▸ **GIVEN MATERIAL**:
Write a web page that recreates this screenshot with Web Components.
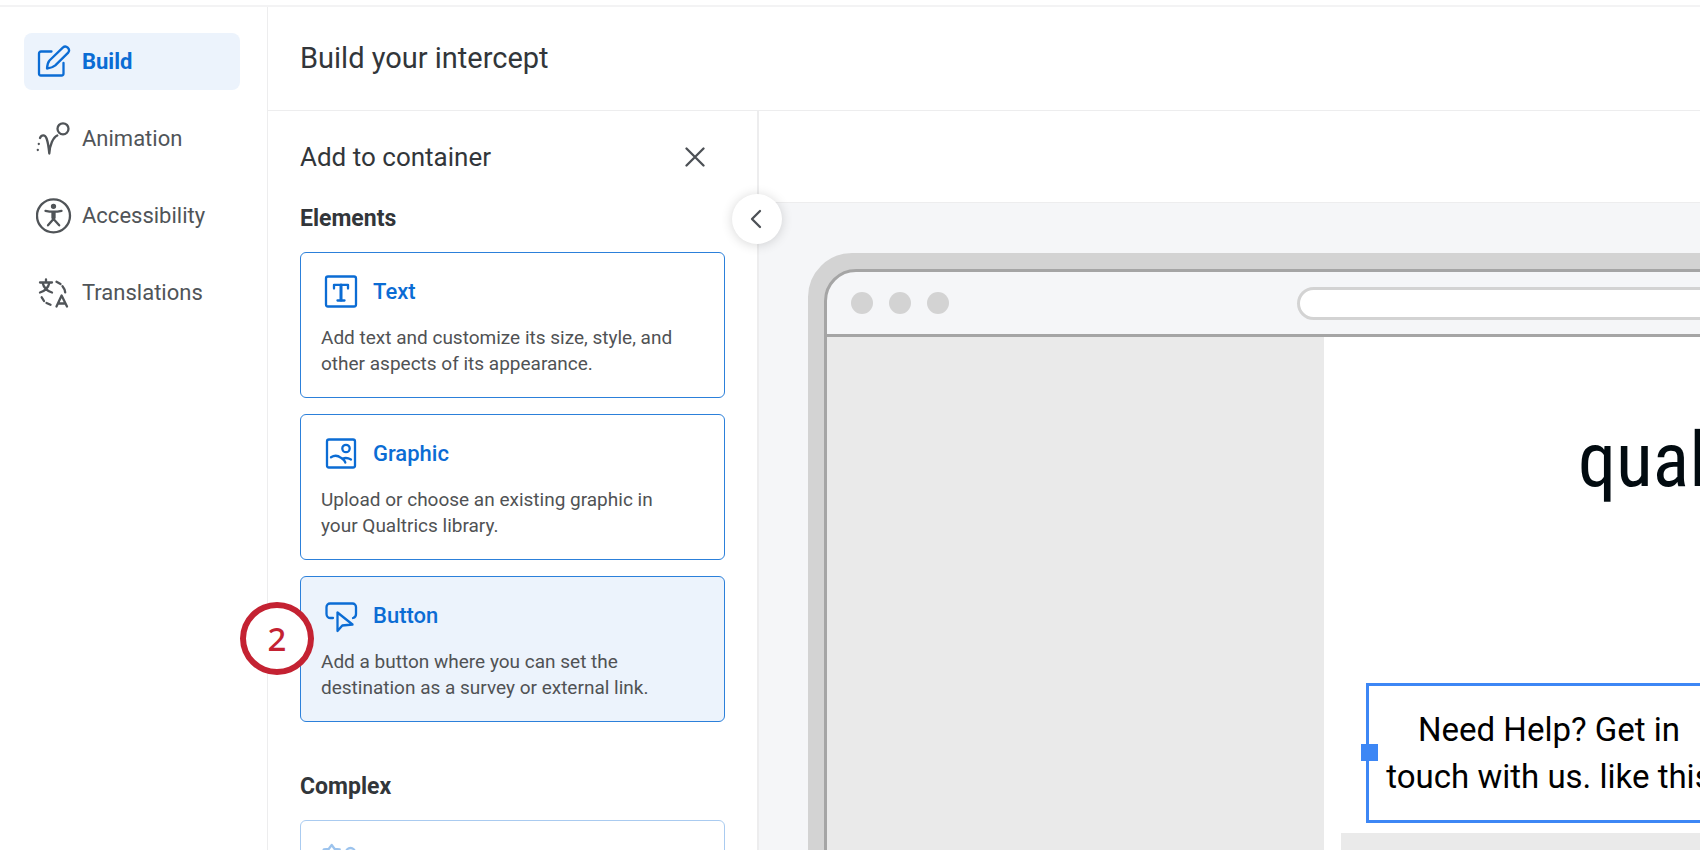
<!DOCTYPE html>
<html lang="en">
<head>
<meta charset="utf-8">
<title>Build your intercept</title>
<style>
    body{
        margin: 0;
        font-family: Roboto, "Liberation Sans", sans-serif;
        color: #32363a;
        background: #fff;
        --blue: #0b6cd4;
        --light-blue: #ecf3fc;
        --line: #ededee;
    }
</style>
</head>
<body>
<intercept-builder></intercept-builder>
<script>
const icons = {
    build: `<path d="M15.500 7.500H5a2 2 0 0 0-2 2V29.500a2 2 0 0 0 2 2H25.500a2 2 0 0 0 2-2V19"/>
        <path d="M11 24.500C11.200 21.500 11.800 18.500 13.500 16.500L26.800 3.600a3.700 3.700 0 0 1 5.400 5L19.300 21.400C17 23.300 14 24.200 11 24.500Z"/>`,
    animation: `<circle cx="27" cy="7.800" r="5.500"/>
        <path d="M4 17C5.500 13.600 9 13.300 10.600 17.500C12 21.500 12.800 27 13.300 32.500C13.800 24 17 16.500 21.300 14.500"/>
        <path d="M2.800 22.800v.2M1.800 28.800v.2"/>`,
    accessibility: `<circle cx="17.500" cy="17.800" r="16.500"/>
        <circle cx="17.500" cy="8.300" r="1.500" fill="currentColor"/>
        <path d="M9.500 12.800C14 13.800 21 13.800 25.500 12.800M16.500 13.800V20M18.500 13.800V20M17.500 19.500V21L12 27.300M17.500 21L23.200 27.300"/>`,
    translations: `<path d="M4 7.500H16M10 4.500V7.500M6.500 7.500C7.500 12 11 16 16 17.500M13.500 7.500C12.500 12 9 16 4 17.500"/>
        <path d="M20.500 31.500L25.600 20.500L31 31.500M22 28.500H29.500"/>
        <path d="M20.500 6.800L24.500 9M26.500 11.200C28 13 29 15 29.200 17.300M5.700 22.300L8 26M10.500 28L14.500 29.800"/>`,
    text: `<rect x="5" y="3.500" width="30" height="30" rx="2"/>
        <path d="M13 15.500V11.800H27V15.500M16.500 27.500H23.500"/><path stroke-width="3" d="M20 12V27"/>`,
    graphic: `<rect x="6" y="4.500" width="28" height="28" rx="2"/>
        <circle cx="25" cy="13.500" r="3.700"/>
        <path d="M10 22.300C13 20.300 17 20.500 20 22.800C22.500 24.500 24 26 24.300 27.500M21.500 23.800C24 22.600 27 22.800 30 24.500"/>`,
    button: `<path d="M12 21H9.500a4 4 0 0 1-4-4V10a3.500 3.500 0 0 1 3.500-3.500H31.500a3.500 3.500 0 0 1 3.500 3.500V17a4 4 0 0 1-3 4"/>
        <path d="M16.500 15.500V34L21.300 28.500L31.500 27.500Z"/>`,
    complex: `<path d="M10.700 4l3 4 5 .5-2 5 2 5-5 .5-3 4-3-4-5-.5 2-5-2-5 5-.5z"/><circle cx="29.500" cy="11.500" r="4.500"/>`,
    close: `<path d="M1.500 1.500L18.500 18.500M18.500 1.500L1.500 18.500"/>`,
    chevron: `<path d="M13 2L5 10L13 18"/>`
}
const icon = (name, w, h) => `<svg width="${w}" height="${h}" viewBox="0 0 ${w} ${h}" fill="none" stroke="currentColor" stroke-width="2.300" stroke-linecap="round" stroke-linejoin="round" aria-hidden="true">${icons[name]}</svg>`

class NavItem extends HTMLElement{
    constructor(){
        super()
        this._shadowRoot = this.attachShadow({mode: 'open'})
    }
    connectedCallback(){
        this._shadowRoot.innerHTML = `
            <style>
                :host{ display: block; color: #505458 }
                :host([active]){ color: var(--blue); font-weight: 700 }
                a{
                    display: flex;
                    align-items: center;
                    gap: 10px;
                    height: 57px;
                    padding: 0 12px;
                    border-radius: 8px;
                    font-size: 22px;
                    color: inherit;
                    text-decoration: none;
                }
                :host([active]) a{ background: var(--light-blue) }
                svg{ flex: none }
            </style>
            <a href="#${this.getAttribute('icon')}">${icon(this.getAttribute('icon'), 36, 36)}<slot></slot></a>
        `
    }
}
window.customElements.define('nav-item', NavItem)

class ElementCard extends HTMLElement{
    constructor(){
        super()
        this._shadowRoot = this.attachShadow({mode: 'open'})
    }
    connectedCallback(){
        this._shadowRoot.innerHTML = `
            <style>
                :host{ display: block; position: relative }
                :host([disabled]){ opacity: .4 }
                button{
                    display: block;
                    box-sizing: border-box;
                    width: 100%;
                    padding: 20px;
                    border: 1px solid #2c80da;
                    border-radius: 6px;
                    background: #fff;
                    font-family: inherit;
                    text-align: left;
                }
                :host([selected]) button{ background: var(--light-blue) }
                .title{
                    display: flex;
                    align-items: center;
                    gap: 12px;
                    height: 36px;
                    margin-bottom: 16px;
                    font-size: 22px;
                    font-weight: 500;
                    color: var(--blue);
                }
                .text{
                    display: block;
                    min-height: 52px;
                    font-size: 19px;
                    line-height: 26px;
                    color: #505254;
                }
            </style>
            <button type="button">
                <span class="title">${icon(this.getAttribute('icon'), 40, 36)}<slot name="title"></slot></span>
                <span class="text"><slot></slot></span>
            </button>
            <slot name="marker"></slot>
        `
    }
}
window.customElements.define('element-card', ElementCard)

class StepMarker extends HTMLElement{
    constructor(){
        super()
        this._shadowRoot = this.attachShadow({mode: 'open'})
    }
    connectedCallback(){
        this._shadowRoot.innerHTML = `
            <style>
                :host{
                    position: absolute;
                    left: -60px;
                    top: 26px;
                    box-sizing: border-box;
                    width: 74px;
                    height: 73px;
                    display: flex;
                    align-items: center;
                    justify-content: center;
                    border: 6px solid #c42232;
                    border-radius: 50%;
                    background: #fff;
                    color: #c42232;
                    font: 500 33px "Noto Sans", sans-serif;
                }
            </style>
            <slot></slot>
        `
    }
}
window.customElements.define('step-marker', StepMarker)

class ElementPanel extends HTMLElement{
    constructor(){
        super()
        this._shadowRoot = this.attachShadow({mode: 'open'})
    }
    connectedCallback(){
        this._shadowRoot.innerHTML = `
            <style>
                :host{
                    display: block;
                    position: relative;
                    box-sizing: border-box;
                    flex: none;
                    width: 491px;
                    padding: 26px 32px 0;
                    border-right: 2px solid var(--line);
                    z-index: 1;
                }
                .head{
                    display: flex;
                    align-items: center;
                    justify-content: space-between;
                    height: 40px;
                }
                h2{ margin: 0; font-size: 26px; font-weight: 400 }
                h3{
                    margin: 28px 0 19px;
                    font-size: 23px;
                    line-height: 28px;
                    font-weight: 700;
                }
                .cards{ display: flex; flex-direction: column; gap: 16px }
                .cards + h3{ margin-top: 51px }
                button{
                    display: flex;
                    align-items: center;
                    justify-content: center;
                    width: 40px;
                    height: 40px;
                    margin-right: 10px;
                    padding: 0;
                    border: 0;
                    background: #fff;
                    color: #4c5055;
                }
                .collapse{
                    position: absolute;
                    right: -25px;
                    top: 83px;
                    width: 50px;
                    height: 50px;
                    margin: 0;
                    border-radius: 50%;
                    box-shadow: 0 1px 12px rgba(0, 0, 0, .16);
                }
            </style>
            <div class="head">
                <h2>Add to container</h2>
                <button type="button" aria-label="Close">${icon('close', 20, 20)}</button>
            </div>
            <h3>Elements</h3>
            <div class="cards">
                <element-card icon="text">
                    <span slot="title">Text</span>
                    Add text and customize its size, style, and<br>other aspects of its appearance.
                </element-card>
                <element-card icon="graphic">
                    <span slot="title">Graphic</span>
                    Upload or choose an existing graphic in<br>your Qualtrics library.
                </element-card>
                <element-card icon="button" selected>
                    <span slot="title">Button</span>
                    Add a button where you can set the<br>destination as a survey or external link.
                    <step-marker slot="marker">2</step-marker>
                </element-card>
            </div>
            <h3>Complex</h3>
            <div class="cards">
                <element-card icon="complex" disabled></element-card>
            </div>
            <button class="collapse" type="button" aria-label="Collapse panel">${icon('chevron', 20, 20)}</button>
        `
    }
}
window.customElements.define('element-panel', ElementPanel)

class DevicePreview extends HTMLElement{
    constructor(){
        super()
        this._shadowRoot = this.attachShadow({mode: 'open'})
    }
    connectedCallback(){
        this._shadowRoot.innerHTML = `
            <style>
                :host{
                    display: flex;
                    flex-direction: column;
                    flex: 1;
                    min-width: 0;
                    overflow: hidden;
                }
                .tools{ flex: none; height: 91px; border-bottom: 1px solid var(--line) }
                .stage{ flex: 1; padding: 50px 49px; background: #f5f6f8 }
                .device{
                    width: 1450px;
                    height: 900px;
                    border: 16px solid #d3d3d3;
                    border-radius: 44px;
                    background: #d3d3d3;
                }
                .screen{
                    display: flex;
                    flex-direction: column;
                    box-sizing: border-box;
                    height: 100%;
                    border: 3px solid #a5a5a5;
                    border-radius: 32px;
                    background: #f5f6f8;
                    overflow: hidden;
                }
                .bar{
                    display: grid;
                    grid-template-columns: 1fr 504px 1fr;
                    align-items: center;
                    height: 62px;
                    border-bottom: 3px solid #a5a5a5;
                }
                .dots{ display: flex; gap: 16px; padding-left: 24px }
                .dots i{ width: 22px; height: 22px; border-radius: 50%; background: #d3d3d3 }
                .url{
                    box-sizing: border-box;
                    height: 33px;
                    border: 3px solid #d3d3d3;
                    border-radius: 17px;
                    background: #fff;
                }
                .page{
                    display: flex;
                    justify-content: center;
                    flex: 1;
                    background: #eaeaea;
                }
                .popup{
                    box-sizing: border-box;
                    width: 450px;
                    padding: 0 17px;
                    background: #fff;
                }
                .logo{
                    height: 346px;
                    padding: 81px 0 0 237px;
                    box-sizing: border-box;
                    font: 76px/84px "Roboto Condensed", "Liberation Sans Narrow", "Liberation Sans", sans-serif;
                    color: #020b10;
                }
                .message{
                    position: relative;
                    margin: 0 25px 10px;
                    padding: 20px 0;
                    border: 3px solid #3d87f5;
                    font-size: 33px;
                    line-height: 47px;
                    text-align: center;
                    white-space: nowrap;
                    color: #000;
                }
                .message p{ margin: 0 }
                .handle{
                    position: absolute;
                    left: -8px;
                    top: 58px;
                    width: 17px;
                    height: 17px;
                    background: #3d87f5;
                }
                .slot{ height: 200px; background: #eaeaea }
            </style>
            <div class="tools"></div>
            <div class="stage">
                <div class="device">
                    <div class="screen">
                        <div class="bar">
                            <div class="dots"><i></i><i></i><i></i></div>
                            <div class="url"></div>
                        </div>
                        <div class="page">
                            <div class="popup">
                                <div class="logo">qual</div>
                                <div class="message">
                                    <p>Need Help? Get in<br>touch with us. like this</p>
                                    <span class="handle"></span>
                                </div>
                                <div class="slot"></div>
                            </div>
                        </div>
                    </div>
                </div>
            </div>
        `
    }
}
window.customElements.define('device-preview', DevicePreview)

class InterceptBuilder extends HTMLElement{
    constructor(){
        super()
        this._shadowRoot = this.attachShadow({mode: 'open'})
    }
    connectedCallback(){
        this._shadowRoot.innerHTML = `
            <style>
                :host{
                    display: flex;
                    flex-direction: column;
                    height: 100vh;
                    overflow: hidden;
                }
                .top{ flex: none; height: 5px; border-bottom: 2px solid #f3f3f4 }
                .body{ display: flex; flex: 1; min-height: 0 }
                nav{
                    display: flex;
                    flex-direction: column;
                    gap: 20px;
                    flex: none;
                    box-sizing: border-box;
                    width: 268px;
                    padding: 26px 27px 0 24px;
                    border-right: 1px solid var(--line);
                }
                main{ display: flex; flex-direction: column; flex: 1; min-width: 0 }
                header{
                    display: flex;
                    align-items: center;
                    flex: none;
                    height: 101px;
                    padding: 0 32px 2px;
                    border-bottom: 1px solid var(--line);
                }
                h1{ margin: 0; font-size: 29px; font-weight: 400 }
                .work{ display: flex; flex: 1; min-height: 0 }
            </style>
            <div class="top"></div>
            <div class="body">
                <nav>
                    <nav-item icon="build" active>Build</nav-item>
                    <nav-item icon="animation">Animation</nav-item>
                    <nav-item icon="accessibility">Accessibility</nav-item>
                    <nav-item icon="translations">Translations</nav-item>
                </nav>
                <main>
                    <header><h1>Build your intercept</h1></header>
                    <div class="work">
                        <element-panel></element-panel>
                        <device-preview></device-preview>
                    </div>
                </main>
            </div>
        `
    }
}
window.customElements.define('intercept-builder', InterceptBuilder)
</script>
</body>
</html>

▸ **WORK INSTRUCTIONS**:
Show each line holding the word "page".

▸ **COMPLETE OUTPUT**:
Write a web page that recreates this screenshot with Web Components.
                .page{
                        <div class="page">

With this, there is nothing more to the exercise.